Denn in Staaten wie Schweden oder Dänemark ist es bereits Realität: Dort werden Steuer-IDs mit Nachweisen über Steuervergünstigungen verknüpft, sodass die passende Einkommensteuer automatisch und in Echtzeit einbehalten wird. Der Gang zum Steuerberater – oder das mühsame Ausfüllen von Elster-Formularen – entfällt für die meisten vollständig.Der Vorteil liegt auf der Hand: Der Bürger wird entlastet, der bürokratische Aufwand sinkt – und vor allem: Personal wird frei, das dringend an anderer Stelle gebraucht wird.

Gerade der letzte Punkt könnte in den kommenden Jahren noch entscheidend werden. Köbler warnt eindringlich vor strukturellen Problemen in der Finanzverwaltung. Bis zum Jahr 2030 würde ein Drittel der Stellen wegfallen, wenn nicht massiv gegengesteuert werde. Gleichzeitig aber würden enorme Ressourcen aufgewendet, um Steuererklärungen von Menschen mit überschaubaren Einkünften zu prüfen – statt gezielt gegen organisierte Steuerkriminalität vorzugehen.

Diese Kritik wird auch von anderen Experten geteilt. So beklagte Staatsanwältin Anne Brorhilker, bekannt für ihre Ermittlungen im Bereich Wirtschaftskriminalität, jüngst im Gespräch mit der Frankfurter Neuen Presse (FNP), eine dramatische Asymmetrie zwischen finanzstarken Beschuldigten mit Top-Juristen und unterbesetzten Ermittlungsbehörden. Insbesondere bei internationalen Steuerfällen fehle es an Kapazitäten, Expertise – und oft auch an politischem Willen. Brorhilker fasst es drastisch zusammen: „Die Großen lässt man laufen.“

Auch Christoph Trautvetter vom Netzwerk Steuergerechtigkeit kritisierte in der Vergangenheit gegenüber dem MDR die ungleiche Behandlung: Während Bürgergeldempfänger ihre gesamte finanzielle Lebenslage mit Kontoauszügen offenlegen müssten – und somit leicht kontrollierbar seien –, blieben Superreiche oft weitgehend intransparent. Ihre Steuervermeidung sei komplex, verschachtelt – und damit schwer greifbar.

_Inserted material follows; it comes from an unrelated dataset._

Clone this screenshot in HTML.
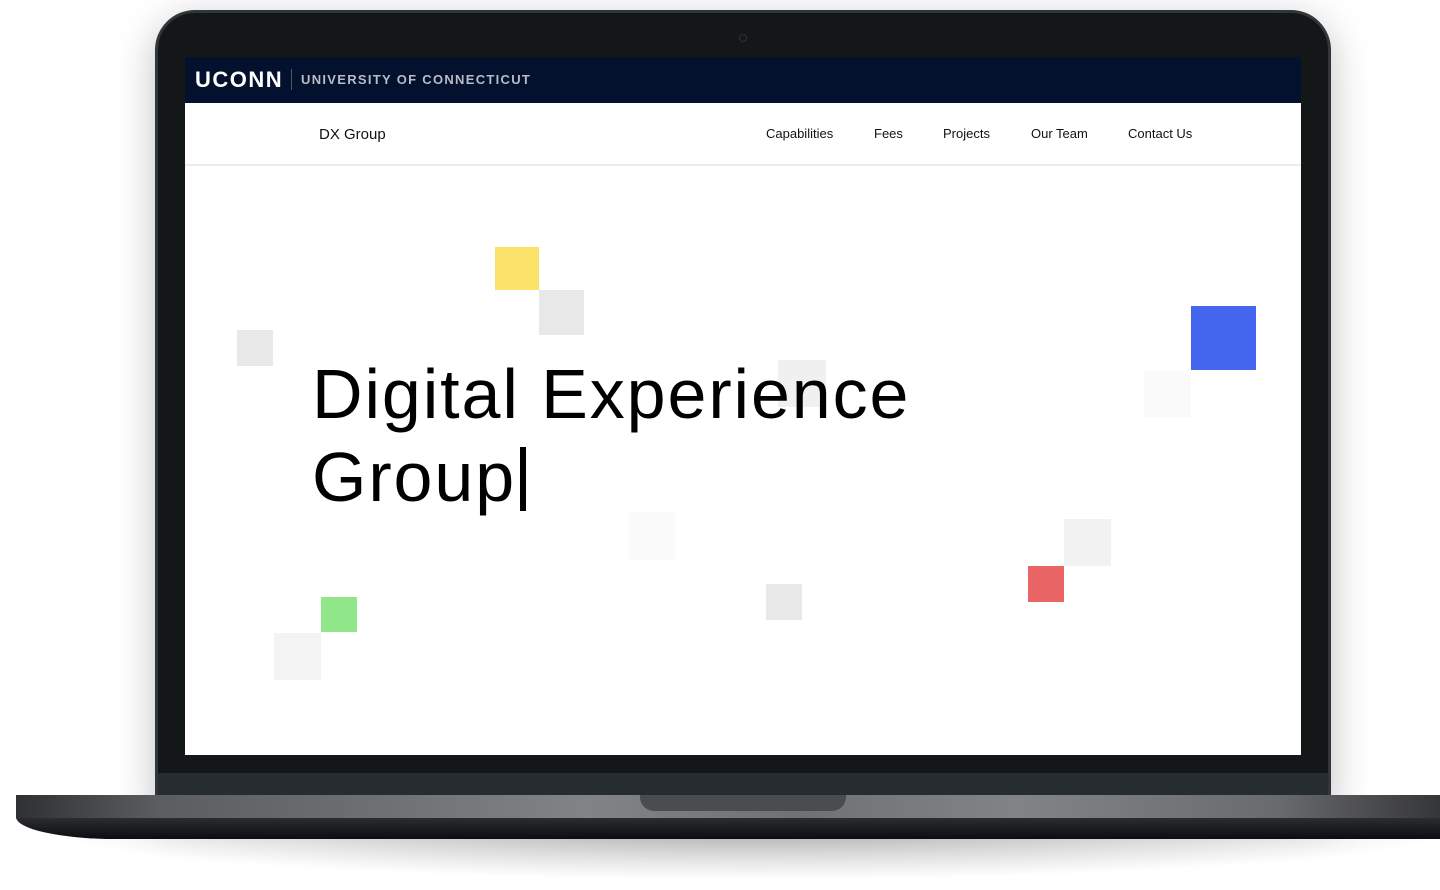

Übrigens: Wie jüngst ermittelt wurde, sind nicht etwa Weiterbildungen und Qualifizierungsmaßnahmen für Bürgergeldempfänger die Komponenten, welche die Finanzen der Jobcenter am meisten strapazieren. Tatsächlich versinkt das Geld in der Bürokratie statt in Maßnahmen für die Bürgergeld-Empfänger.